These beliefs are good examples of well-known cognitive biases such as anchoring, confirmation bias and selective perception. Analysis tells us that there is little basis for complacency. Yet the VIX is back near all-time lows as shown in Chart 1 below.
Even if the probability of any one event blowing up is low, when you have a long list of volatile events, the probability of at least one blowing up approaches 100%.
With this litany of crises in mind, each ready to erupt into market turmoil, what are my predictive analytic models saying about the prospects for an increase in measures of market volatility in the months ahead?
They’re saying that investor complacency is overdone and market volatility is set to return with a vengeance. Even with the Facebook blowup and trouble in the tech space, VIX is just above 13.
Changes in VIX and other measures of market volatility do not occur in a smooth, linear way. The dynamic is much more likely to involve extreme spikes rather than gradual increases. This tendency toward extreme spikes is the result of dynamic short-covering that feeds on itself in a recursive manner — or what is commonly known as a feedback loop.

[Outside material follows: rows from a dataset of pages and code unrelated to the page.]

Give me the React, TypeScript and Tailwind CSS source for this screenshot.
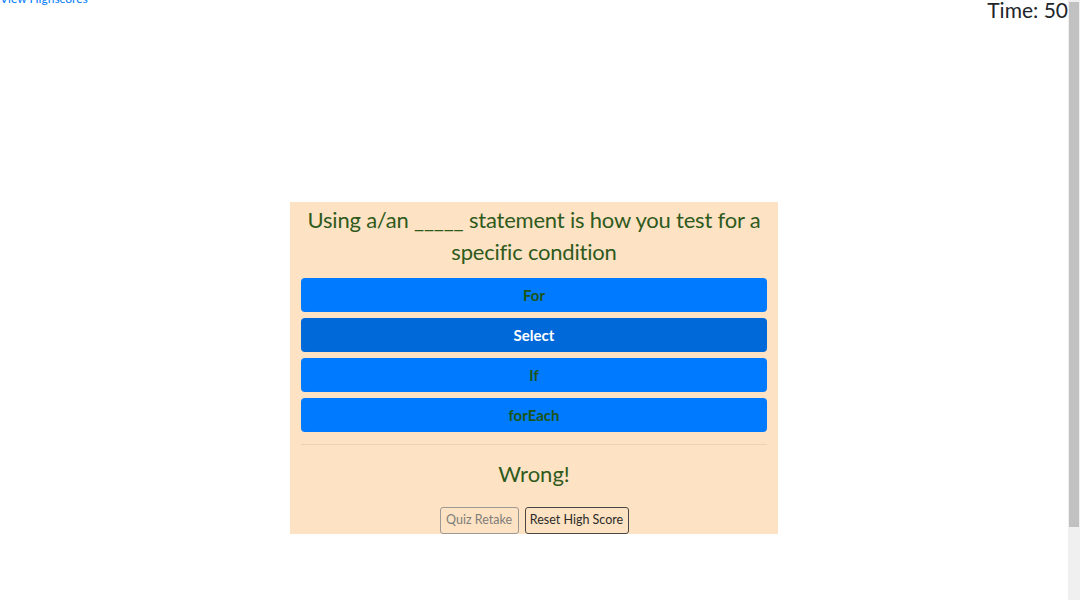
import React from "react";

const font = { fontFamily: 'Lato, "Noto Sans", sans-serif' };

export default function App() {
  const answers = [
    { t: "For", active: false },
    { t: "Select", active: true },
    { t: "If", active: false },
    { t: "forEach", active: false },
  ];
  return (
    <div className="h-[600px] overflow-hidden bg-white flex" style={font}>
      <div className="flex-1 flex flex-col">
        <div className="flex justify-between items-start">
          <a className="text-[12px] leading-[18px] text-[#007bff] -mt-[10px]">View Highscores</a>
          <div className="text-[21px] leading-[24px] text-[#212529] -mt-[2px]">Time: 50</div>
        </div>
        <div className="flex justify-center mt-[180px]">
          <div className="w-[488px] bg-[#fde3c4] px-[11px] pt-[2px] flex flex-col items-stretch">
            <h2 className="text-[22px] tracking-[-0.2px] leading-[32px] text-center text-[#2f5a1c] font-normal">
              Using a/an _____ statement is how you test for a specific condition
            </h2>
            <div className="flex flex-col gap-[6px] mt-[10px]">
              {answers.map((a) => (
                <button
                  key={a.t}
                  className={
                    "h-[34px] rounded-[4px] text-[15px] font-bold flex items-center justify-center " +
                    (a.active ? "bg-[#0069d9] text-white" : "bg-[#007bff] text-[#1c5518]")
                  }
                >
                  {a.t}
                </button>
              ))}
            </div>
            <div className="h-px bg-[#ead2b4] mt-[12px]" />
            <div className="text-[22px] leading-[32px] text-center text-[#2f5a1c] mt-[13px]">Wrong!</div>
            <div className="flex justify-center gap-[6px] mt-[17px]">
              <button className="h-[27px] w-[79px] rounded-[3px] border border-[#9d9a96] text-[#7f7c78] text-[12.5px] bg-transparent">
                Quiz Retake
              </button>
              <button className="h-[27px] w-[104px] rounded-[3px] border border-[#4a4845] text-[#2b2a28] text-[12.5px] bg-transparent">
                Reset High Score
              </button>
            </div>
          </div>
        </div>
      </div>
      <div className="w-[12px] bg-[#f0f0f0] pl-[1px] pr-[1px] pt-[2px]">
        <div className="h-[525px] bg-[#c1c1c1]" />
      </div>
    </div>
  );
}
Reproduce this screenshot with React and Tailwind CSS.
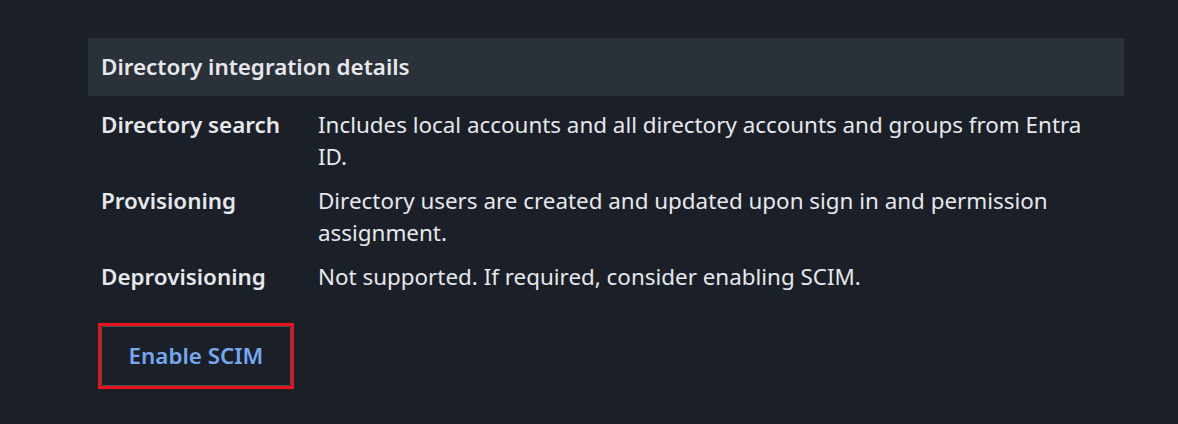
import React from "react";

const rows = [
  {
    label: "Directory search",
    value: "Includes local accounts and all directory accounts and groups from Entra ID.",
  },
  {
    label: "Provisioning",
    value: "Directory users are created and updated upon sign in and permission assignment.",
  },
  {
    label: "Deprovisioning",
    value: "Not supported. If required, consider enabling SCIM.",
  },
];

export default function App() {
  return (
    <div className="w-[1178px] h-[424px] bg-[#1b1f27] font-['Noto_Sans',sans-serif] pt-[38px] pl-[88px]">
      <div className="w-[1036px]">
        <div className="h-[58px] bg-[#2b3139] flex items-center px-[13px]">
          <h2 className="text-[22.4px] font-semibold text-[#e6e8eb]">Directory integration details</h2>
        </div>

        <div className="pt-[13px] pl-[13px] pr-[30px] flex flex-col gap-[12px]">
          {rows.map((r) => (
            <div key={r.label} className="flex text-[22.4px] leading-[32px]">
              <div className="w-[217px] shrink-0 font-semibold text-[#e6e8eb]">{r.label}</div>
              <div className="flex-1 text-[#e6e8eb]">{r.value}</div>
            </div>
          ))}
        </div>

        <div className="mt-[30px] ml-[10px] flex">
          <div className="border-[3px] border-[#e8131b]">
            <button className="w-[190px] h-[60px] flex items-center justify-center border border-[#4a5059] rounded-[2px] text-[22.4px] font-semibold text-[#75a8f0]">
              Enable SCIM
            </button>
          </div>
        </div>
      </div>
    </div>
  );
}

Shorting volatility indexes has been a very popular income-producing strategy for years. Traders sell put options on volatility indexes, collect the option premium as income, wait out the option expiration and profit at the option buyer’s expense. It’s been like selling flood protection in the desert; seems like easy money.
The problem is that every now and then a flash flood does hit the desert.
When we consider recent financial catastrophes affecting U.S. investors only, without regard to other types of disaster, we have had major stock market crashes or global liquidity crises in 1987, 1994, 1998, 2000 and 2008.
That’s five major drawdowns in 31 years, or an average of about once every six years. The last such event was 10 years ago. So the world is overdue for another crisis based on market history.
Investors expect that the future will resemble the past, that markets move in continuous ways and that extreme events occur rarely, if at all.
These assumptions are all false.
The future often diverges sharply from the recent past. Markets gap up or down, giving investors no opportunity to trade at intermediate prices. Extreme events occur with much greater frequency than standard models expect.
When they do strike seemingly from nowhere, like fire in a crowded theater, everybody panics and a wave of selling feeds upon itself.
The trouble is, most investors will never make it out of the theater in time.